Natural Language Processing is really for the speech to text. Knowing what the user says and turning that into something that is actionable by the computer.
Tesseract is also important. I want to be able to use the image detection of Tesseract to take a camera capture and get me the text so I can use it in one of my future AR works. However, It’s not at the top of the list of items I need, yet. If I can get it to work in 1-2 days easily (so like <6 hours total) then I’ll take it. I’ll save it for somewhere down the road probably just before Leap Motion.
AR, MR – Augmented Reality with Unity, Vuforia or web-based AR.js, AFrame, etc.

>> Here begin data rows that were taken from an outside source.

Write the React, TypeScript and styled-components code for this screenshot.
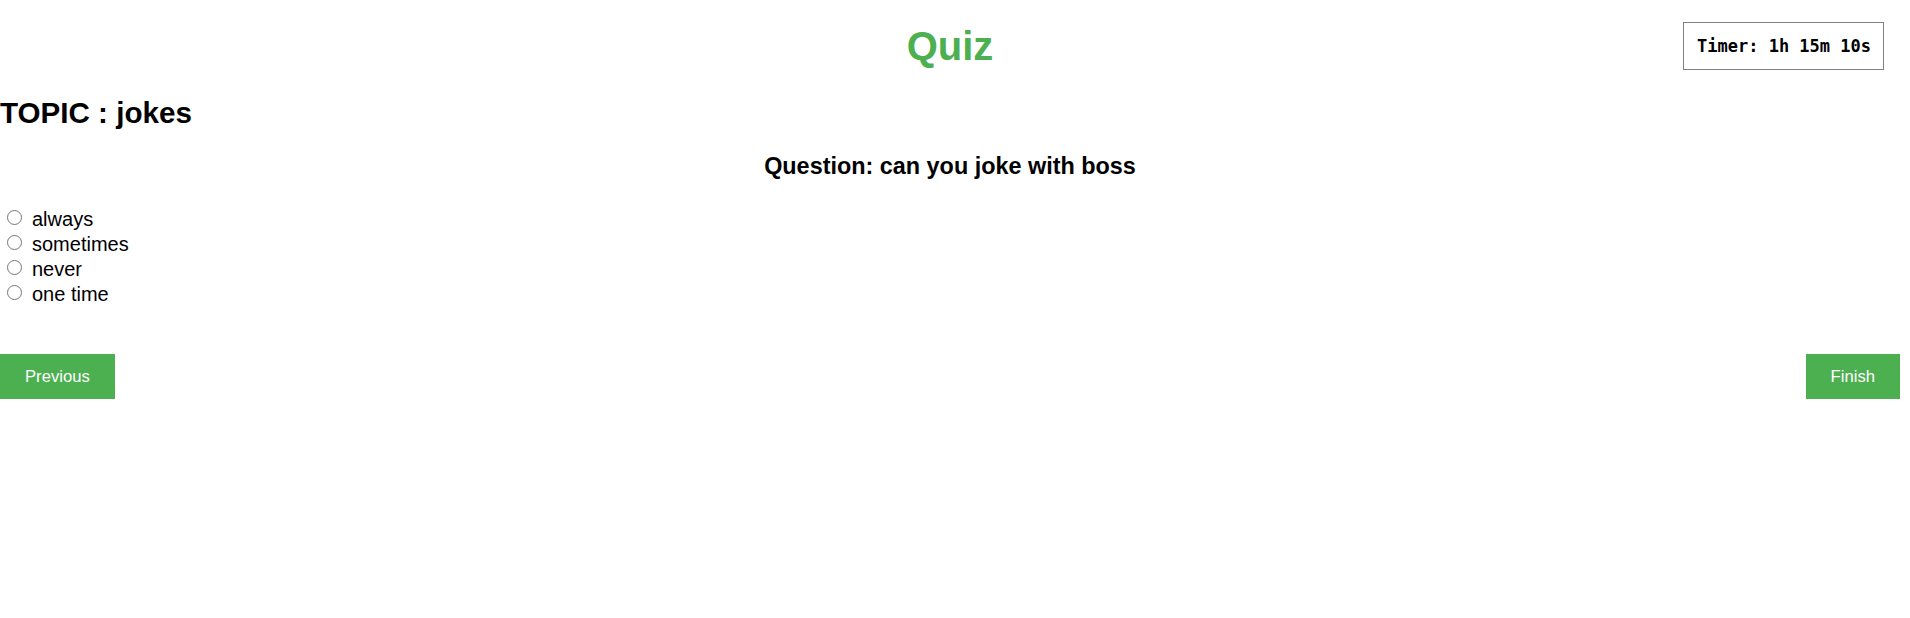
import styled, { createGlobalStyle } from "styled-components";

const GlobalStyle = createGlobalStyle`
  body {
    margin: 0;
    background: #fff;
    color: #000;
    font-family: "Liberation Sans", Arial, sans-serif;
  }
`;

const options = ["always", "sometimes", "never", "one time"];

const App = () => {
  return (
    <Page>
      <GlobalStyle />
      <Header>
        <Title>Quiz</Title>
        <Timer>Timer: 1h 15m 10s</Timer>
      </Header>

      <Topic>TOPIC : jokes</Topic>
      <Question>Question: can you joke with boss</Question>

      <OptionList>
        {options.map((opt) => (
          <Option key={opt}>
            <Radio type="radio" name="answer" value={opt} />
            <span>{opt}</span>
          </Option>
        ))}
      </OptionList>

      <Actions>
        <Button>Previous</Button>
        <Button>Finish</Button>
      </Actions>
    </Page>
  );
};

const Page = styled.div`
  width: 1900px;
`;

const Header = styled.header`
  position: relative;
  display: flex;
  justify-content: center;
  align-items: center;
  height: 48px;
  padding-top: 22px;
`;

const Title = styled.h1`
  margin: 0;
  font-size: 40px;
  font-weight: bold;
  line-height: 46px;
  color: #4caf50;
`;

const Timer = styled.div`
  position: absolute;
  right: 16px;
  top: 22px;
  box-sizing: border-box;
  height: 48px;
  display: flex;
  align-items: center;
  padding: 0 12px 0 13px;
  border: 1px solid #808080;
  font-family: "DejaVu Sans Mono", "Liberation Mono", monospace;
  font-size: 17px;
  font-weight: bold;
`;

const Topic = styled.h2`
  margin: 26px 0 0;
  font-size: 29.6px;
  font-weight: bold;
  line-height: 34px;
`;

const Question = styled.h3`
  margin: 23px 0 0;
  text-align: center;
  font-size: 23.4px;
  font-weight: bold;
  line-height: 27px;
`;

const OptionList = styled.div`
  margin-top: 27px;
  display: flex;
  flex-direction: column;
`;

const Option = styled.label`
  display: flex;
  align-items: flex-start;
  gap: 10px;
  height: 25px;
  font-size: 20px;
  line-height: 25px;
`;

const Radio = styled.input`
  appearance: none;
  box-sizing: border-box;
  width: 15px;
  height: 15px;
  margin: 3px 0 0 7px;
  border: 1px solid #767676;
  border-radius: 50%;
  background: #fff;
`;

const Actions = styled.div`
  margin-top: 47px;
  display: flex;
  justify-content: space-between;
`;

const Button = styled.button`
  height: 45px;
  padding: 0 25px;
  border: none;
  background: #4caf50;
  color: #fff;
  font-family: "Liberation Sans", Arial, sans-serif;
  font-size: 16.67px;
  cursor: pointer;
`;

export default App;
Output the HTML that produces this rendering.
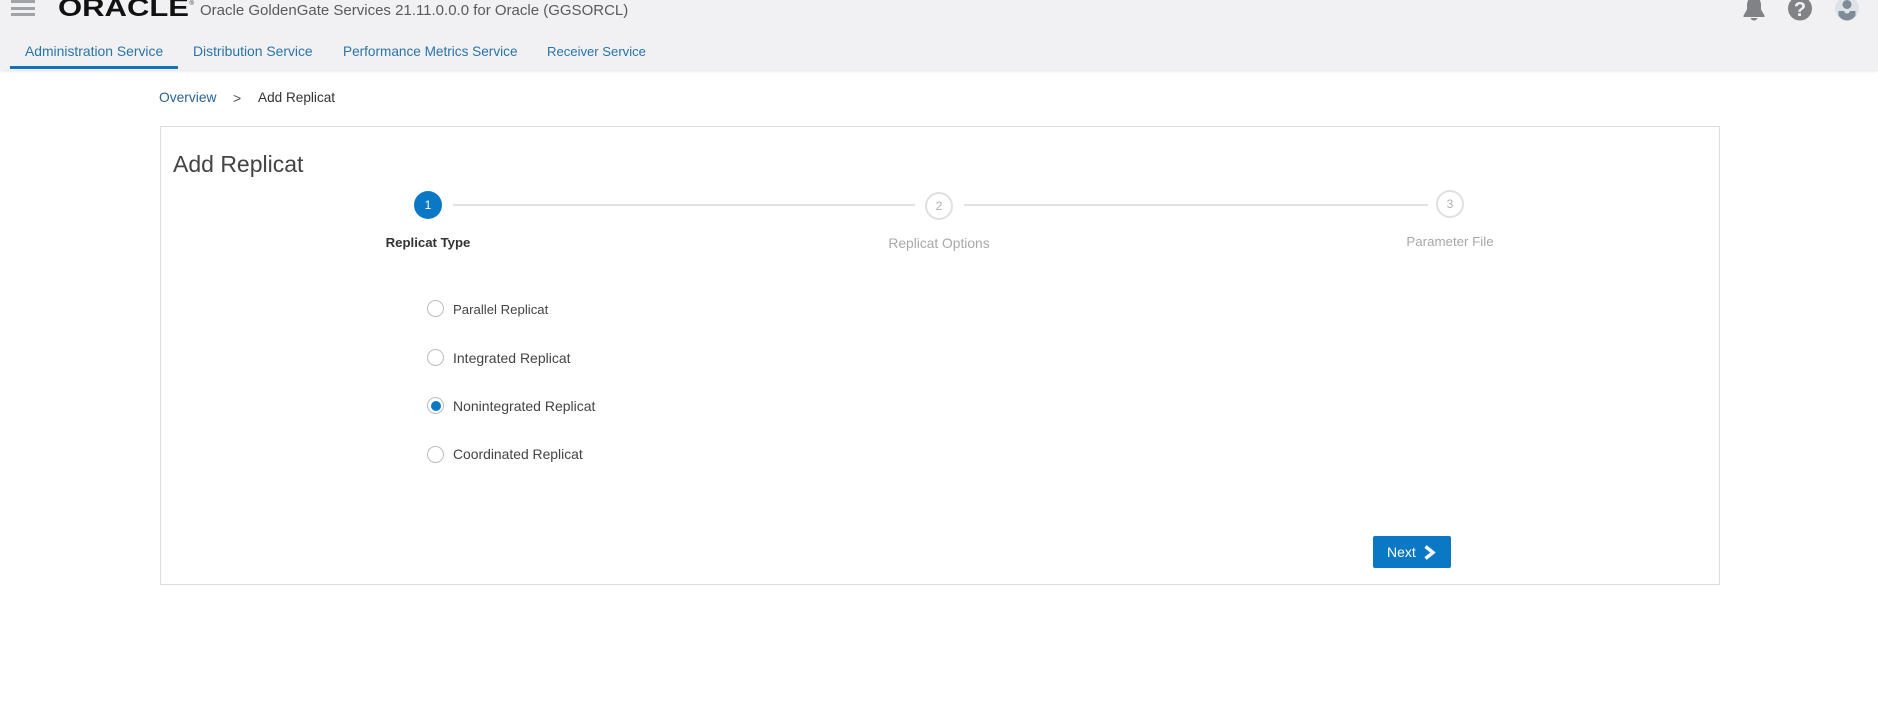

Leap Motion I’m saving for the very last. This is the hardest one to do because I’m going to have to use the big heavy laptop with the giant fan that’s 6 years old to do testing with. I want everything neat on the LattePanda… but no, alas that’s not going to happen, yet. So, for now, I’m saving this to the end. Maybe, by the time I get to this point, I’ll have an a-ha moment where I can take on me or some other lyric in the song that will help me resolve speed and I can integrate gestures sooner than later.
In the meantime, that covers all of the items so then it becomes a practical matter of reading about the next item on the list. Fortunately, I know a lot about OpenCV, SQLite, and Tesseract so I can skip those for the moment. I’ve done a lot of reading about Angular 6 (and 7) so I’m not hands-on practiced with many aspects, but I can get around. So, I’ll go through my many, many books on Deep Learning, NLP, and Unity and give those a read. I own 96 courses and books on OpenCV, Deep Learning, Tensorflow, Unity, Vuforia, Augmented Reality, Angular, and React Native. So I have a few to choose from.
After all of these are done, then I’ll look into OpenFace, OpenPose, active gaze, lidar (for the next project), and another project that expands on this SEAN stack and will use Python and Node together as well on a group of Raspberry Pi.